You know that specific feeling of satisfaction that comes when a chaotic situation is finally brought to order? That moment when the spreadsheet balances, the project timeline is finalized, and everyone knows exactly what their role is? For you, that isn’t just a fleeting moment of relief; it is the fuel that drives your professional existence. As an ESTJ, you walk into a workplace not asking 'How do people feel about this?' but rather 'Does this work?' and 'Is this efficient?' You view the professional world through a lens of logical structure, where clear expectations and reliable systems are the bedrock of success.
In a modern work culture that often drifts toward ambiguity and endless brainstorming without execution, you are the anchor. You are the person who remembers the deadline that everyone else forgot. You are the one who spots the logistical flaw in the 'visionary' plan before it costs the company thousands of dollars. Your colleagues might joke about your color-coded calendars or your insistence on meeting agendas, but when the pressure mounts and the path forward is unclear, all eyes turn to you. They know that while others are panicking, you are already drafting a contingency plan, delegating tasks, and steering the ship back to safety.
This guide is designed to validate your natural instincts while offering a roadmap for navigating the complexities of the modern office. Being an ESTJ - The Executive professional means you possess a powerhouse combination of Extraverted Thinking (Te) and Introverted Sensing (Si). You don't just want to lead; you want to maintain high standards and ensure longevity. However, your directness and drive can sometimes be misunderstood in softer, more feelings-oriented environments. Here, we will explore how to leverage your formidable strengths, manage your blind spots, and build a career that offers you the stability, respect, and achievement you crave.
Workplace Strengths
Imagine a project that has stalled. The team is demoralized, the budget is bleeding out, and the stakeholders are confused because the original scope has morphed into a shapeless blob of ideas. Enter the ESTJ. Within forty-eight hours, you have likely audited the entire workflow, identified the three major bottlenecks, fired the vendor who wasn't delivering, and established a daily stand-up meeting to ensure accountability. This isn't just work to you; it’s a restoration of sanity. Your greatest strength in the ESTJ - The Executive workplace is your ability to operationalize chaos. You possess a unique cognitive gift for looking at a mess of data and tasks and immediately seeing the most logical, linear path to the finish line.
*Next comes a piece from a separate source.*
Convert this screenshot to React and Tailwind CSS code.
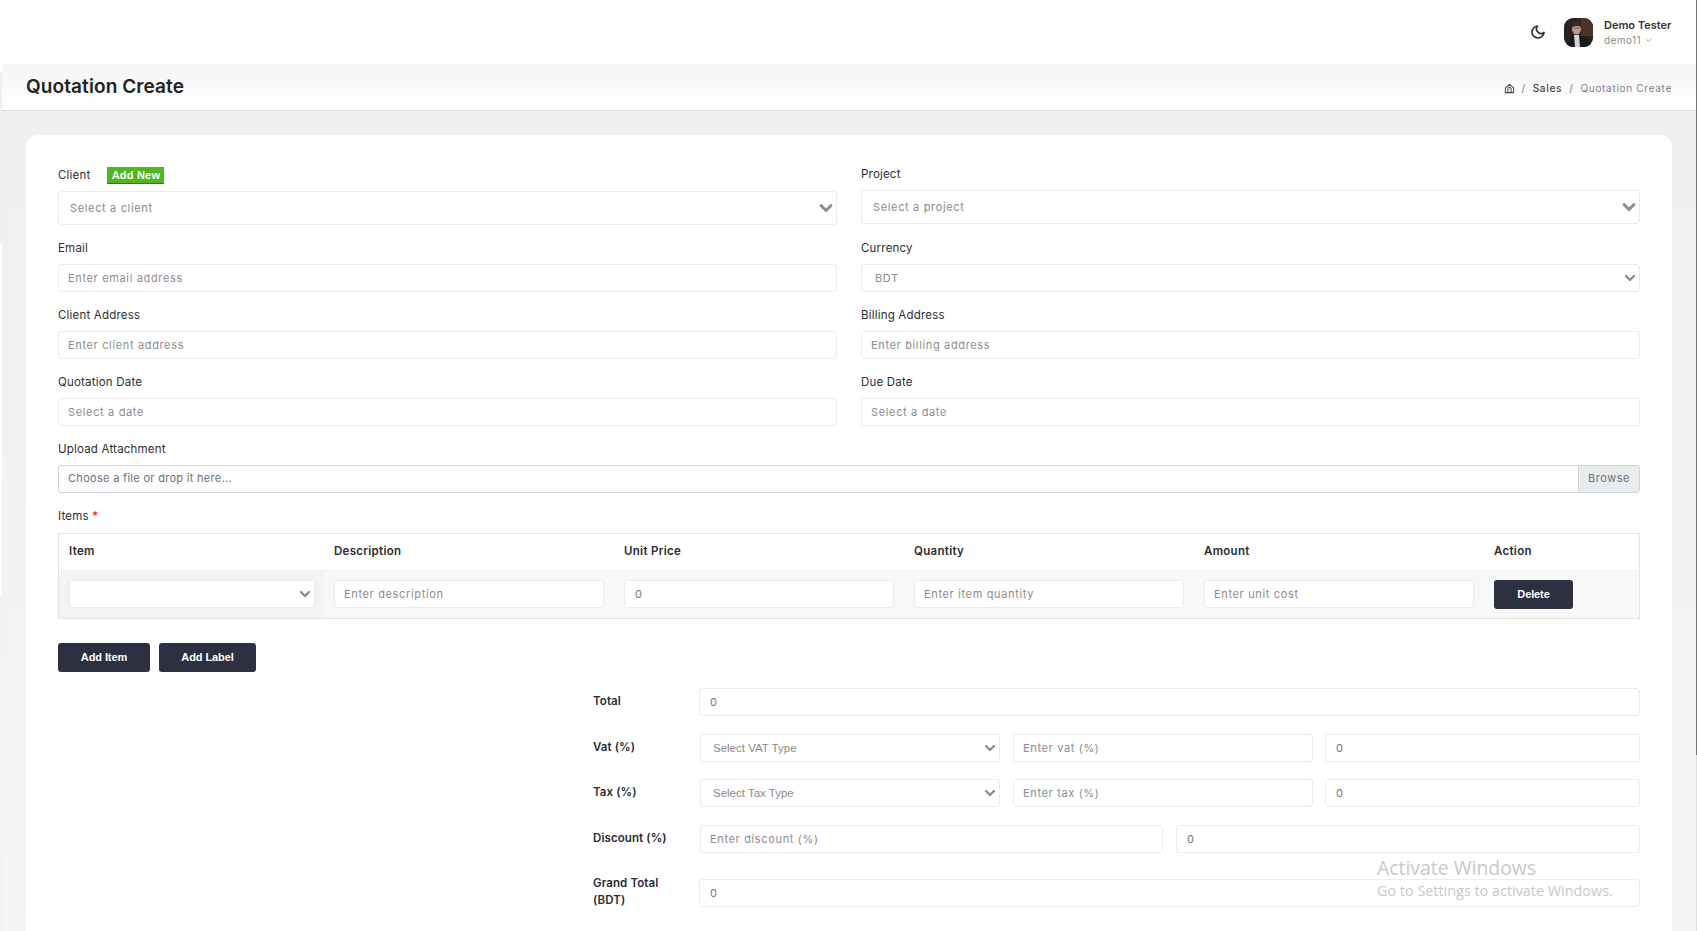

Your reliability is legendary. In a professional landscape often plagued by flakiness and over-promising, your word is ironclad. If you say a report will be on the desk by 9:00 AM on Tuesday, it will be there at 8:55 AM, proofread and formatted. This stems from your auxiliary Introverted Sensing (Si), which gives you a deep respect for duty, history, and commitment. You don't view deadlines as suggestions; you view them as contracts. This reliability builds immense trust with superiors and clients, who quickly learn that handing a task to you is as good as considering it done. You stabilize volatile environments simply by being present and consistent.
Furthermore, your communication style cuts through the noise. You have zero patience for corporate speak, passive-aggressive hints, or manipulative maneuvering. You value transparency and directness. While this can sometimes ruffle feathers (more on that later), in high-stakes situations, it is an invaluable asset. You are the person in the room who is brave enough to ask, 'How are we paying for this?' or 'Who is actually responsible for this deliverable?' By stripping away ambiguity, you prevent misunderstandings that often lead to project failure. You force the team to confront reality, which is the first step toward actual achievement.
Core Professional Assets
Systematic Efficiency: You don't just work hard; you work smart by creating frameworks. You naturally build standard operating procedures (SOPs) that allow success to be repeated and scaled.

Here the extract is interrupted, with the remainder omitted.